JamesDavison

Starting uni as trans...

In the lead-up to going to University, I had absolutely no intention to admit to anybody – least of all myself – that I was trans. I’d talked over the issue with the friend who knew the (almost) complete situation around my thoughts on my gender, and was advised to take things very slowly, and not rush into any form of transition.

So, on the drive up to Newcastle I focussed on the excitement of starting University and tried to ignore the feeling that with my decision to ignore my feelings on transitioning I was wasting the perfect chance for a fresh start. I introduced myself to my flatmates with my birth name, and we got along famously. It was only after I started my transition that I found out that two of my flatmates had to seek confirmation that I was a girl and they weren’t on a mixed floor; imagine the ego-boost! I was on an all-girls floor, and although the lasses were ridiculously lovely I still had a sinking feeling in my stomach when I realised the situation. I couldn’t bring that up with anybody without outing myself, or sounding particularly odd at least, so it became something I tried to ignore.

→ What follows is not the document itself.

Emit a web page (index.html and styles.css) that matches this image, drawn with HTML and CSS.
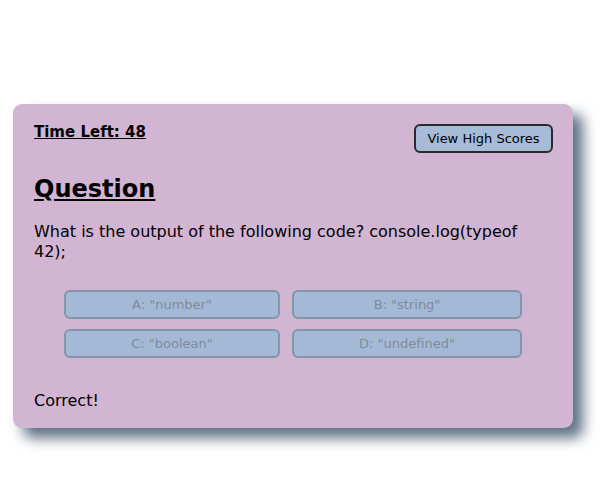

I’d visited the stall for the LGBT+ Society at the Freshers’ Fair, I’d missed the first few socials. Something inspired me to join a social on a Monday night, and despite it being the blur of faces and names the first month of University inevitably is, I came away with a definite feeling of having found a good group of people who would accept me as Jen the gay female, or whatever else I decided to be (another plug for LGBT+ societies, seriously, they’re great things).

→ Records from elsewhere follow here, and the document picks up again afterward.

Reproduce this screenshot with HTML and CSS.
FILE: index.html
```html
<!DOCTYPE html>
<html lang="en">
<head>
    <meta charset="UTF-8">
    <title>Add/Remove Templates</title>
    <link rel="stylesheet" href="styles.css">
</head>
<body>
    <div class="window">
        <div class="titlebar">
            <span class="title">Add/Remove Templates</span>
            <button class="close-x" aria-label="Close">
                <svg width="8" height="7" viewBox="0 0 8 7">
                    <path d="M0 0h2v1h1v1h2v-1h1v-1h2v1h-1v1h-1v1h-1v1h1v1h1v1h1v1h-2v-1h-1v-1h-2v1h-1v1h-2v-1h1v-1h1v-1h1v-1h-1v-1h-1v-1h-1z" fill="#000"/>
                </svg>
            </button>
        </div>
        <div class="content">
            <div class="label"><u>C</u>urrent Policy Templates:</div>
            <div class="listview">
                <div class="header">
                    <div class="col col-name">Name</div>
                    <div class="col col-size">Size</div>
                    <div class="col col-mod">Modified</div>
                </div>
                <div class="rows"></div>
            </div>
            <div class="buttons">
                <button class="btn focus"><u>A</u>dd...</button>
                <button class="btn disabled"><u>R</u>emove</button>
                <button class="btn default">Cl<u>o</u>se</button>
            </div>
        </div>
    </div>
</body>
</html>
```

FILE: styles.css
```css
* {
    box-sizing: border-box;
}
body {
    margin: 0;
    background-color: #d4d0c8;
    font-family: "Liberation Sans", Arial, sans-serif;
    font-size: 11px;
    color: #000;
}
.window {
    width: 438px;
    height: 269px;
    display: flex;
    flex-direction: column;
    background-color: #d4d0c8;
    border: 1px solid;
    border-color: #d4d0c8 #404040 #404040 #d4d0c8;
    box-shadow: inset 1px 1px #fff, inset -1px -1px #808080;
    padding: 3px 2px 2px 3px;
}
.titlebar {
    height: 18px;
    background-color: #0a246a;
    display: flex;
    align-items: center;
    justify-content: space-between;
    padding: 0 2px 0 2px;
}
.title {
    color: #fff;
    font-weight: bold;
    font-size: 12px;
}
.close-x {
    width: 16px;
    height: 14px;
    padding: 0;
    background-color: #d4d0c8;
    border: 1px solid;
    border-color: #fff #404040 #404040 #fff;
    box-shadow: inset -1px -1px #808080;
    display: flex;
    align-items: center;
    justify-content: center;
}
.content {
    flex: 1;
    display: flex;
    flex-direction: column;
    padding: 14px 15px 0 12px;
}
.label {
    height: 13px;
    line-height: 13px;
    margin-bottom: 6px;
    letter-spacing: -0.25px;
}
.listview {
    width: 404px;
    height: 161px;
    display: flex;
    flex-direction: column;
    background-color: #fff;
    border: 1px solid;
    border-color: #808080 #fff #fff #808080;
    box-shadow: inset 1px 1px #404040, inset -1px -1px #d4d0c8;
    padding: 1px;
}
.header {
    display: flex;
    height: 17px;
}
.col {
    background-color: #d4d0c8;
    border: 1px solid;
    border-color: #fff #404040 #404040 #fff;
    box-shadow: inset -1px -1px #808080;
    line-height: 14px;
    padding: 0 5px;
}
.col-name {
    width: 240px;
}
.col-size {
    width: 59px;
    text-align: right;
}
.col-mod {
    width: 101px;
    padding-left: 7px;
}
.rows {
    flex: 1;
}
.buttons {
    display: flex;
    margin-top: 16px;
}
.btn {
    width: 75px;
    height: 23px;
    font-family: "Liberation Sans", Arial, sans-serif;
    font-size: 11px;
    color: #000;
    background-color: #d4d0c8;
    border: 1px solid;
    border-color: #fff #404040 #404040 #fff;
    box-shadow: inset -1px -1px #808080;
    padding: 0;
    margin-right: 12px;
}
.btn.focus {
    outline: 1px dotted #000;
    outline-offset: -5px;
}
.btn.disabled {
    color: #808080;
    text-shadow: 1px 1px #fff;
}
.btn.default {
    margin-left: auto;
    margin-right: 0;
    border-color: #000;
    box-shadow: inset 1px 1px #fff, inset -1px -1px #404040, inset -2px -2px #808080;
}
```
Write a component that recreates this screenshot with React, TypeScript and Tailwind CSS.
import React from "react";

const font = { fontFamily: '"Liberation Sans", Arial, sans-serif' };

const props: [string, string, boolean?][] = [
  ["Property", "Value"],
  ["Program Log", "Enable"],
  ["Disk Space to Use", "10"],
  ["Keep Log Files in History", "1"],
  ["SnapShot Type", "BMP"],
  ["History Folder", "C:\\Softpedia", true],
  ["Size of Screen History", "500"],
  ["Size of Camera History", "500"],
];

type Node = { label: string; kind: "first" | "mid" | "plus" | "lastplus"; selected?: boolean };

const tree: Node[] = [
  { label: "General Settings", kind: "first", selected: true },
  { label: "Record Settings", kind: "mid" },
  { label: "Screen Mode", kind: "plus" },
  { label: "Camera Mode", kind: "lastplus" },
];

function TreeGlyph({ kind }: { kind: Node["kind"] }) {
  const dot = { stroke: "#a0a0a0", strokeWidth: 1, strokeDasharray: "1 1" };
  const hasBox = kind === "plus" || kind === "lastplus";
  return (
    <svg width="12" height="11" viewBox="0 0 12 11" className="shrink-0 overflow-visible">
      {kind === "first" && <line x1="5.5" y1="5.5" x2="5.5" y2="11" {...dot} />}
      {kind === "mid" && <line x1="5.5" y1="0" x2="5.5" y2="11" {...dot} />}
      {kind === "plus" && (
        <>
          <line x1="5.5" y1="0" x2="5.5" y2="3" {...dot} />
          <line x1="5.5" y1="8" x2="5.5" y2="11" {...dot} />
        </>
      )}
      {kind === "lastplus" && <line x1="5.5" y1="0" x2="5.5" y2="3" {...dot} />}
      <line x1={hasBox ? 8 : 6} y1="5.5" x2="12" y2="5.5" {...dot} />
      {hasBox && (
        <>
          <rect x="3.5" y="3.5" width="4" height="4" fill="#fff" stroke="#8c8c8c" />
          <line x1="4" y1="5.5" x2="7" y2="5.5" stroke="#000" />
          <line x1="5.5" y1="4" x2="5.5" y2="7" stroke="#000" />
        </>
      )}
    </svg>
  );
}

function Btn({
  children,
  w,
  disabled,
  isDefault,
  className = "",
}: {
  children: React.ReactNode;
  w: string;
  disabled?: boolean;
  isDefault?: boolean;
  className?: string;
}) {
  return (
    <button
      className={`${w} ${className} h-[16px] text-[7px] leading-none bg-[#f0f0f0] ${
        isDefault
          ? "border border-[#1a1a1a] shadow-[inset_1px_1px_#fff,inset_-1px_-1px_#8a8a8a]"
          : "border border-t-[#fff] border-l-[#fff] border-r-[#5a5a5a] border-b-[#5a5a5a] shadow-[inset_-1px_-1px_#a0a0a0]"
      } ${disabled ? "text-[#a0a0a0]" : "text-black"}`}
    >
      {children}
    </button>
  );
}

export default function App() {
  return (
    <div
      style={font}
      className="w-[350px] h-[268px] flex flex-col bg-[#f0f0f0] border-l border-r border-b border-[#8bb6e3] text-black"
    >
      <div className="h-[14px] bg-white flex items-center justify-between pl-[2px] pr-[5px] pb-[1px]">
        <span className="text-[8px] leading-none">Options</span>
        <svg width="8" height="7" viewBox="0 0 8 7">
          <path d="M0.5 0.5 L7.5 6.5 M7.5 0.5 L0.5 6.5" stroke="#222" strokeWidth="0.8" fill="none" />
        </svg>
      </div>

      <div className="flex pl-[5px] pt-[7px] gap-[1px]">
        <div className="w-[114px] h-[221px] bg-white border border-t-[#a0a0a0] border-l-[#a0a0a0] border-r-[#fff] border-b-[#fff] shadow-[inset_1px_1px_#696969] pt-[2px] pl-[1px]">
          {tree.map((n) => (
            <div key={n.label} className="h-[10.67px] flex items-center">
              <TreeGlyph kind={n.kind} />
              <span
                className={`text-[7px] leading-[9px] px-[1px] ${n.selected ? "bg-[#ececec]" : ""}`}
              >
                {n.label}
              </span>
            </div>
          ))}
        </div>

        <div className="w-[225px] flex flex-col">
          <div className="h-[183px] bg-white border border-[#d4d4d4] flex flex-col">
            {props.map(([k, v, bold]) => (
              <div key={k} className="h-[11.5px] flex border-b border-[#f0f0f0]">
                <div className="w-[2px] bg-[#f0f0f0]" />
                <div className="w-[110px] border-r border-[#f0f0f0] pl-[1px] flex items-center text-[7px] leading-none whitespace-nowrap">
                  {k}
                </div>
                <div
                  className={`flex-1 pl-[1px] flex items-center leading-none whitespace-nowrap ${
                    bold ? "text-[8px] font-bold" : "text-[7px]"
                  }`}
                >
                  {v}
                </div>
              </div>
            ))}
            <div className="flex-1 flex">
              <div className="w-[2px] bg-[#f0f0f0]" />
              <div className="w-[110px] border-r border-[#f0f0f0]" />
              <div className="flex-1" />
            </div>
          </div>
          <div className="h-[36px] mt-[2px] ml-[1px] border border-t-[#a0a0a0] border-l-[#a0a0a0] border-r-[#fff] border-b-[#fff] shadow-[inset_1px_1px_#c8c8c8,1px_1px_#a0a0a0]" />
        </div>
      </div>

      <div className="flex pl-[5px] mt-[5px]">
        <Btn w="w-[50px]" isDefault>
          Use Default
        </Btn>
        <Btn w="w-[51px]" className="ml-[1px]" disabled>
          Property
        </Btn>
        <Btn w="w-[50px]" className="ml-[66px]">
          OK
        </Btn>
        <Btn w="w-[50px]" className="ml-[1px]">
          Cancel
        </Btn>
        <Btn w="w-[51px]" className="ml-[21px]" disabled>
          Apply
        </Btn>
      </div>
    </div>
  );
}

As I got closer to the people I lived with, I opened up to those I was closest to, and told them that I’d been questioning my gender for years, but it wasn’t going to go any further with it than wearing very short hair. It was that unquestioning acceptance and encouragement from people who had no reason on earth to support me that must have caused a shift in my mind, and around a month and a half after starting University I could be found an emotional wreck asking my flatmates to call me James and treat me like a man. Both the lasses from my floor and the lads from the floor below were highly supportive, and commendably un-phased by the whole affair. After a fair number of slip ups, I was James, in the flat at least. I came out to the LGBT+ Society less as a group, and more my telling people when it fitted into the conversation, and letting the news disperse that way. Again, everybody was awesome about it, some asking me why I’d bothered trying to hide it in the first place. My tutors as well, were wonderful, treating me with the upmost respect and making sure I had the information on how to get my name changed on the Uni system. In fact, I can’t commend Newcastle University highly enough on their stance on trans students and their commitment to help. With an emotional phone call to my parents (I’d rather have done it in person, but wanted the dust to have settled somewhat by Christmas) and a message to my school friends, I was James to all my friends and family and was over the moon being recognised as the person I’m happiest being by those who matter to me most. I’ve been very lucky to have had the support I’ve been given, and am aware of it and grateful for it every day.

After transitioning I became even more involved in the LGBT+ Society, identifying as both ‘G’ and ‘T’. It’s given me a hatred of Tuesdays, with the inevitable weekly monster hangover from Monday socials, but it has also made me far more aware of LGBT+ issues, and I’m very proud to be the society’s Co-President for 2014/15.

As far as advice for any person already identifying as trans, or feels it’s something that may apply to them, I would say that it is perfectly natural to be scared in the run-up to University, but truthfully, people have enough of their own worries to spend time thinking of yours. When it comes to it, the majority of people want to see those around them happy, and will adapt to your needs with regards to names and pronouns so ensure that you’re comfortable.